__DIRECTIVE__: For this exercise, return only the lines from the line containing "Output the component" through the line containing "import React from", both ends included, exactly as they are.

__ITEMS__:
* * * *
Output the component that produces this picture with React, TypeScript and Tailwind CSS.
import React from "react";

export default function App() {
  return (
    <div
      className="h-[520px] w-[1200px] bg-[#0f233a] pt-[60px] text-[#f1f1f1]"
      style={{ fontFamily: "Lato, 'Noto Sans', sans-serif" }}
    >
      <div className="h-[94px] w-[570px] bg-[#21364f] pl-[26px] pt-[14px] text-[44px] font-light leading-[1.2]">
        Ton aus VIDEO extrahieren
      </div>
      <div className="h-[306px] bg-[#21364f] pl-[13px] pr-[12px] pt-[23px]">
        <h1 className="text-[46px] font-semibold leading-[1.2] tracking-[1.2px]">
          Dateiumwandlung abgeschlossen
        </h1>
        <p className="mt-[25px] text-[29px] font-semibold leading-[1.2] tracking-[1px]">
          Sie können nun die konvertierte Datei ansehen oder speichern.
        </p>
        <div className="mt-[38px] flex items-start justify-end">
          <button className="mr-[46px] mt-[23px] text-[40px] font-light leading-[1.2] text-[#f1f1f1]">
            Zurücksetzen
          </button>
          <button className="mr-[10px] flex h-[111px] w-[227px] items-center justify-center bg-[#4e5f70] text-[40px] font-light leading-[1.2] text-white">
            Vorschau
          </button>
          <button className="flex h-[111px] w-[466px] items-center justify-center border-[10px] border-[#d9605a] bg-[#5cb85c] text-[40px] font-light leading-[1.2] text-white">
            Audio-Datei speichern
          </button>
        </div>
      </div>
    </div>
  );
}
* * * *
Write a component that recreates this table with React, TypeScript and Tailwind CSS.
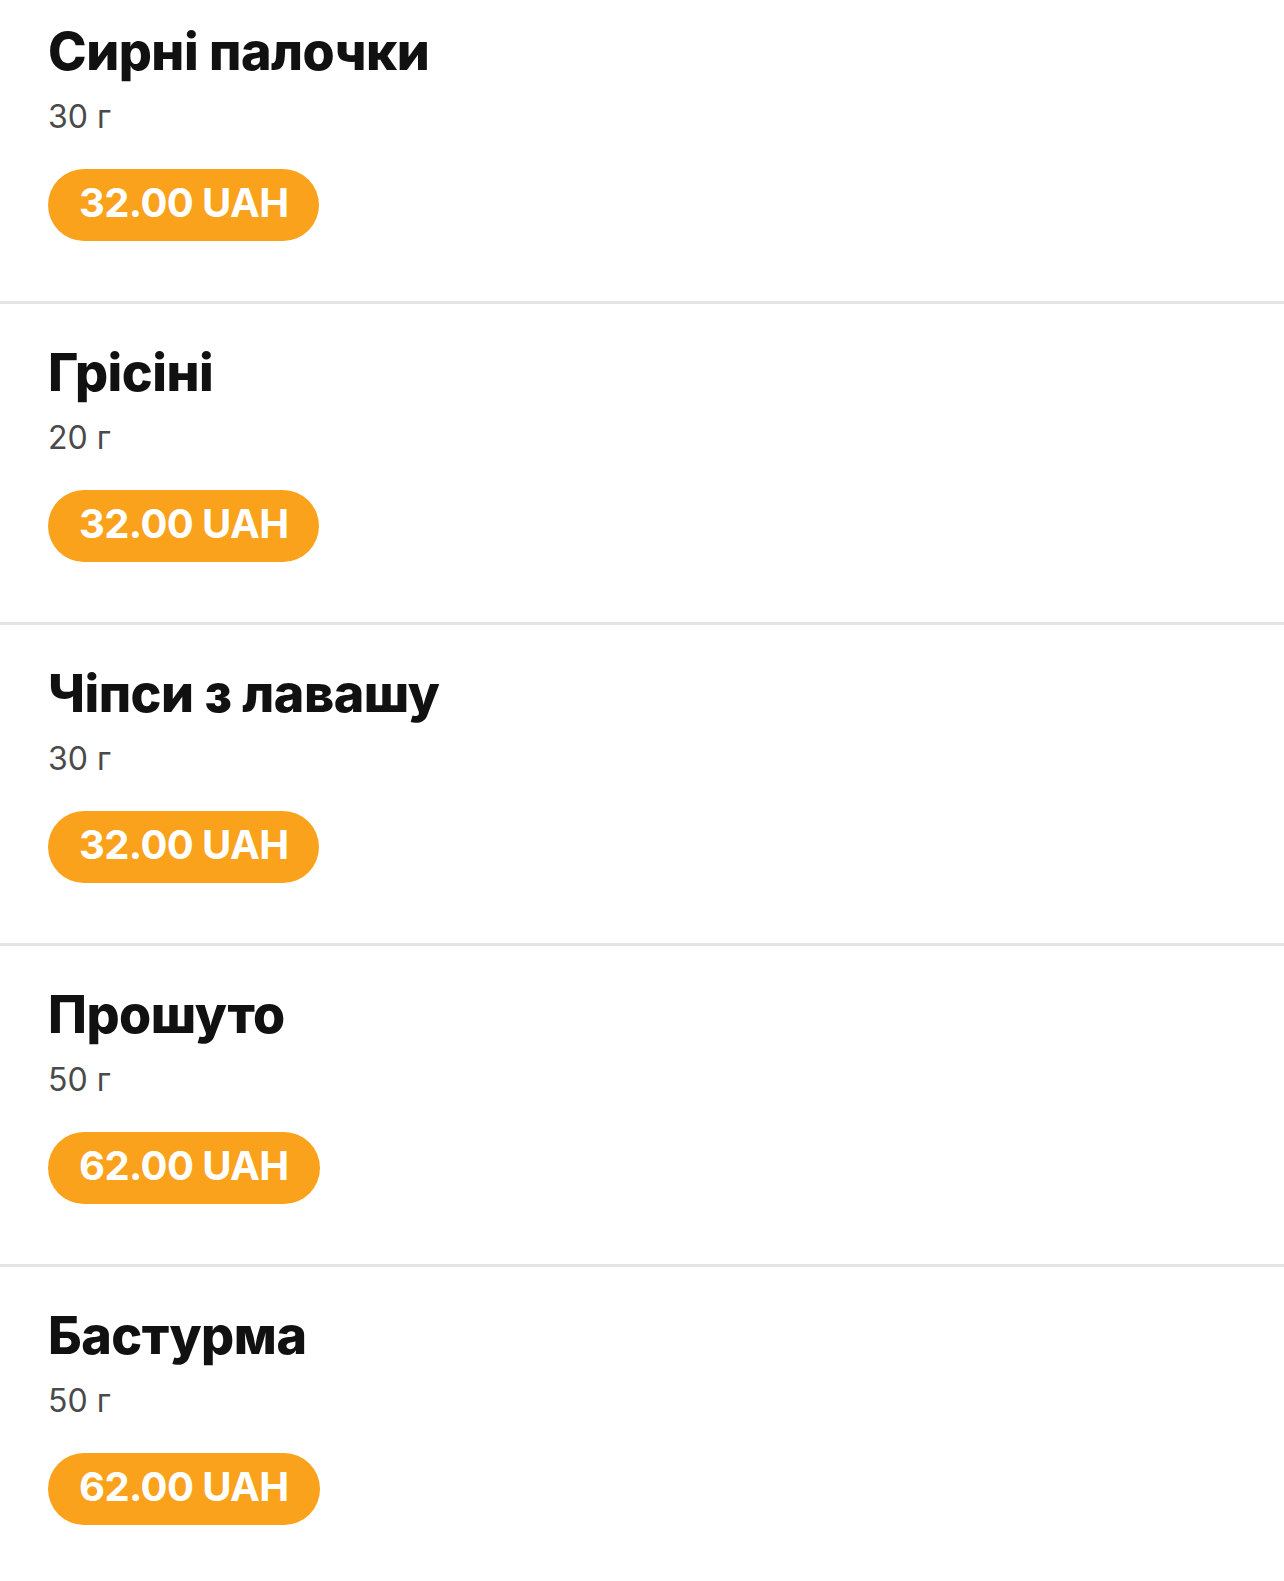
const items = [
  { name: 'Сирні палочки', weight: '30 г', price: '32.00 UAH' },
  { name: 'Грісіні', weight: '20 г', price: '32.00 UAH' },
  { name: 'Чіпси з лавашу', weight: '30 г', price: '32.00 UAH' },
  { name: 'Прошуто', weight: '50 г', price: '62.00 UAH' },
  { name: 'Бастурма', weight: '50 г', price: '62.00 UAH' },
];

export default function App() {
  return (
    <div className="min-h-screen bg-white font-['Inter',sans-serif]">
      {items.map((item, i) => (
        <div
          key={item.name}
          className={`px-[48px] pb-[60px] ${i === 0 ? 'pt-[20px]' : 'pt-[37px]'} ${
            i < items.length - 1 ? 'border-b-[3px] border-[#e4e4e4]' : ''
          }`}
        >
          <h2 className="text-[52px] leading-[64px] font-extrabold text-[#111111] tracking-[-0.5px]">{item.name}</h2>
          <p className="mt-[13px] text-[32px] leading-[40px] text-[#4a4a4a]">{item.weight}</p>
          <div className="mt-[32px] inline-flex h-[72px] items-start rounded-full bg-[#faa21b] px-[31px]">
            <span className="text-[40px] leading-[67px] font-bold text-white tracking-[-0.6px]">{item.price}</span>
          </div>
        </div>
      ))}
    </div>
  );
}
* * * *
__ANSWER TO THE EXERCISE__:
Output the component that produces this picture with React, TypeScript and Tailwind CSS.
import React from "react";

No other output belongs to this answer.